**PROBLEM TO SOLVE**
With the pictures left out, copy the listing below exactly.

— start STORED DATA —

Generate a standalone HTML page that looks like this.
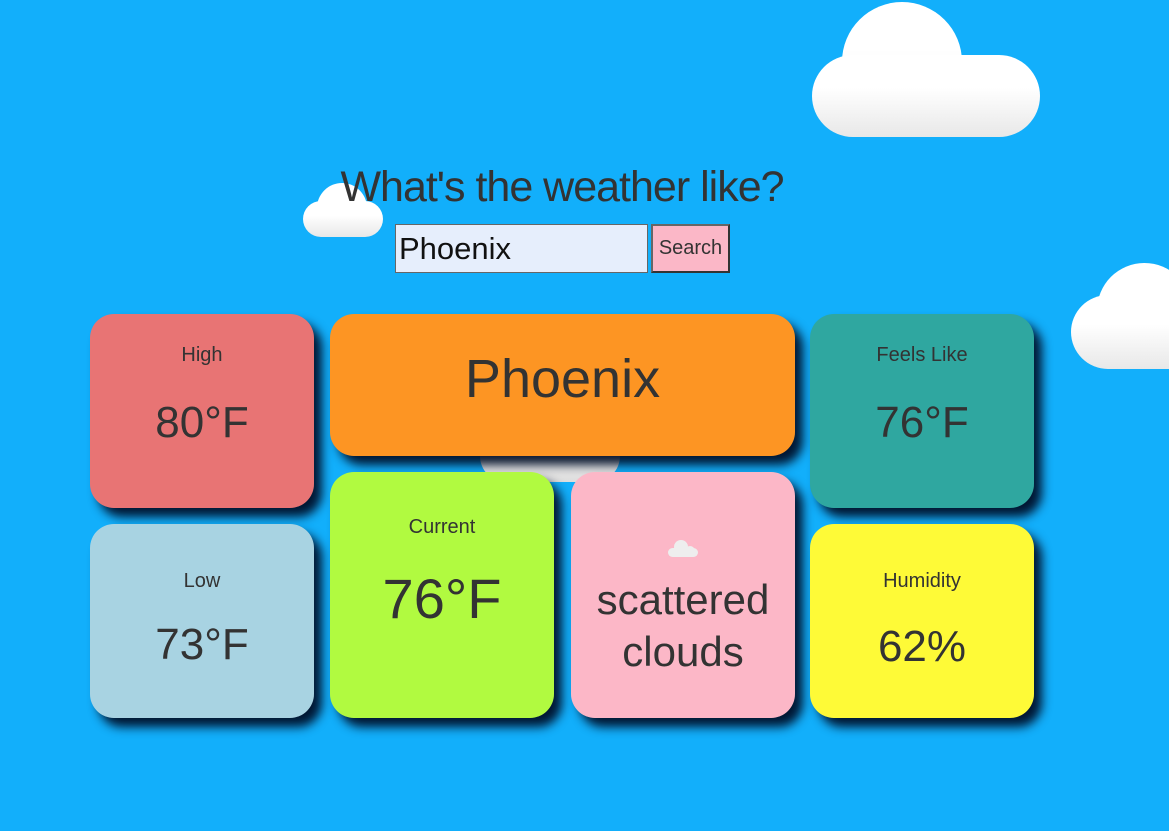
<!DOCTYPE html>
<html><head><meta charset="utf-8"><style>
*{box-sizing:border-box;margin:0;padding:0}
body{width:1169px;height:831px;background:#12affb;overflow:hidden;position:relative;font-family:"Liberation Sans",sans-serif;color:#333}
.cloud{position:absolute}
.cloud div{position:absolute;background:linear-gradient(#fff 40%,#e8e8e8);border-radius:50%}
.card{position:absolute;border-radius:24px;box-shadow:8px 9px 10px rgba(0,15,40,.95);text-align:center}
.lbl{font-size:20px;position:absolute;width:100%;left:0}
.val{font-size:44px;position:absolute;width:100%;left:0}
h1{position:absolute;left:0;width:1124px;text-align:center;top:163px;font-weight:normal;font-size:43px;color:#333;letter-spacing:-1px}
input{position:absolute;left:395px;top:224px;width:253px;height:49px;background:#e6eefc;border:1px solid #666;font-family:"Liberation Sans",sans-serif;font-size:31px;padding-left:3px;color:#111}
button{position:absolute;left:651px;top:224px;width:79px;height:49px;background:#fbb7c7;border:2px solid #333;border-top-color:#666;border-left-color:#666;font-family:"Liberation Sans",sans-serif;font-size:20px;color:#333}
</style></head><body>
<div class="cloud" style="left:812px;top:0;width:228px;height:138px">
<div style="left:30px;top:2px;width:120px;height:120px"></div>
<div style="left:0;top:55px;width:228px;height:82px;border-radius:41px"></div>
</div>
<div class="cloud" style="left:303px;top:183px;width:80px;height:54px">
<div style="left:14px;top:0;width:50px;height:50px"></div>
<div style="left:0;top:18px;width:80px;height:36px;border-radius:18px"></div>
</div>
<div class="cloud" style="left:1071px;top:263px;width:130px;height:106px">
<div style="left:26px;top:0;width:95px;height:95px"></div>
<div style="left:0;top:32px;width:140px;height:74px;border-radius:37px"></div>
</div>
<div style="position:absolute;left:480px;top:430px;width:140px;height:52px;border-radius:26px;background:linear-gradient(#fff,#ddd)"></div>
<h1>What's the weather like?</h1>
<input value="Phoenix"><button>Search</button>

<div class="card" style="left:90px;top:314px;width:224px;height:194px;background:#e87474">
<div class="lbl" style="top:30px">High</div><div class="val" style="top:84px">80°F</div></div>
<div class="card" style="left:330px;top:314px;width:465px;height:142px;background:#fd9523">
<div class="val" style="top:34px;font-size:54px">Phoenix</div></div>
<div class="card" style="left:810px;top:314px;width:224px;height:194px;background:#2fa7a0">
<div class="lbl" style="top:30px">Feels Like</div><div class="val" style="top:84px">76°F</div></div>
<div class="card" style="left:90px;top:524px;width:224px;height:194px;background:#a8d3e2">
<div class="lbl" style="top:46px">Low</div><div class="val" style="top:96px">73°F</div></div>
<div class="card" style="left:330px;top:472px;width:224px;height:246px;background:#b1fa40">
<div class="lbl" style="top:44px">Current</div><div class="val" style="top:94px;font-size:56px">76°F</div></div>
<div class="card" style="left:571px;top:472px;width:224px;height:246px;background:#fcb7c7">
<svg style="position:absolute;left:96px;top:66px" width="32" height="20" viewBox="0 0 32 20"><circle cx="14" cy="9" r="7" fill="#eee"/><rect x="1" y="10" width="30" height="9" rx="4.5" fill="#eee"/><circle cx="23" cy="13" r="5" fill="#eee"/></svg>
<div class="val" style="top:102px;font-size:42px;line-height:52px">scattered<br>clouds</div></div>
<div class="card" style="left:810px;top:524px;width:224px;height:194px;background:#fefa37">
<div class="lbl" style="top:46px">Humidity</div><div class="val" style="top:98px">62%</div></div>
</body></html>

— end STORED DATA —

**RESULT OF THE TASK**
Generate a standalone HTML page that looks like this.
<!DOCTYPE html>
<html><head><meta charset="utf-8"><style>
*{box-sizing:border-box;margin:0;padding:0}
body{width:1169px;height:831px;background:#12affb;overflow:hidden;position:relative;font-family:"Liberation Sans",sans-serif;color:#333}
.cloud{position:absolute}
.cloud div{position:absolute;background:linear-gradient(#fff 40%,#e8e8e8);border-radius:50%}
.card{position:absolute;border-radius:24px;box-shadow:8px 9px 10px rgba(0,15,40,.95);text-align:center}
.lbl{font-size:20px;position:absolute;width:100%;left:0}
.val{font-size:44px;position:absolute;width:100%;left:0}
h1{position:absolute;left:0;width:1124px;text-align:center;top:163px;font-weight:normal;font-size:43px;color:#333;letter-spacing:-1px}
input{position:absolute;left:395px;top:224px;width:253px;height:49px;background:#e6eefc;border:1px solid #666;font-family:"Liberation Sans",sans-serif;font-size:31px;padding-left:3px;color:#111}
button{position:absolute;left:651px;top:224px;width:79px;height:49px;background:#fbb7c7;border:2px solid #333;border-top-color:#666;border-left-color:#666;font-family:"Liberation Sans",sans-serif;font-size:20px;color:#333}
</style></head><body>
<div class="cloud" style="left:812px;top:0;width:228px;height:138px">
<div style="left:30px;top:2px;width:120px;height:120px"></div>
<div style="left:0;top:55px;width:228px;height:82px;border-radius:41px"></div>
</div>
<div class="cloud" style="left:303px;top:183px;width:80px;height:54px">
<div style="left:14px;top:0;width:50px;height:50px"></div>
<div style="left:0;top:18px;width:80px;height:36px;border-radius:18px"></div>
</div>
<div class="cloud" style="left:1071px;top:263px;width:130px;height:106px">
<div style="left:26px;top:0;width:95px;height:95px"></div>
<div style="left:0;top:32px;width:140px;height:74px;border-radius:37px"></div>
</div>
<div style="position:absolute;left:480px;top:430px;width:140px;height:52px;border-radius:26px;background:linear-gradient(#fff,#ddd)"></div>
<h1>What's the weather like?</h1>
<input value="Phoenix"><button>Search</button>

<div class="card" style="left:90px;top:314px;width:224px;height:194px;background:#e87474">
<div class="lbl" style="top:30px">High</div><div class="val" style="top:84px">80°F</div></div>
<div class="card" style="left:330px;top:314px;width:465px;height:142px;background:#fd9523">
<div class="val" style="top:34px;font-size:54px">Phoenix</div></div>
<div class="card" style="left:810px;top:314px;width:224px;height:194px;background:#2fa7a0">
<div class="lbl" style="top:30px">Feels Like</div><div class="val" style="top:84px">76°F</div></div>
<div class="card" style="left:90px;top:524px;width:224px;height:194px;background:#a8d3e2">
<div class="lbl" style="top:46px">Low</div><div class="val" style="top:96px">73°F</div></div>
<div class="card" style="left:330px;top:472px;width:224px;height:246px;background:#b1fa40">
<div class="lbl" style="top:44px">Current</div><div class="val" style="top:94px;font-size:56px">76°F</div></div>
<div class="card" style="left:571px;top:472px;width:224px;height:246px;background:#fcb7c7">
<svg style="position:absolute;left:96px;top:66px" width="32" height="20" viewBox="0 0 32 20"><circle cx="14" cy="9" r="7" fill="#eee"/><rect x="1" y="10" width="30" height="9" rx="4.5" fill="#eee"/><circle cx="23" cy="13" r="5" fill="#eee"/></svg>
<div class="val" style="top:102px;font-size:42px;line-height:52px">scattered<br>clouds</div></div>
<div class="card" style="left:810px;top:524px;width:224px;height:194px;background:#fefa37">
<div class="lbl" style="top:46px">Humidity</div><div class="val" style="top:98px">62%</div></div>
</body></html>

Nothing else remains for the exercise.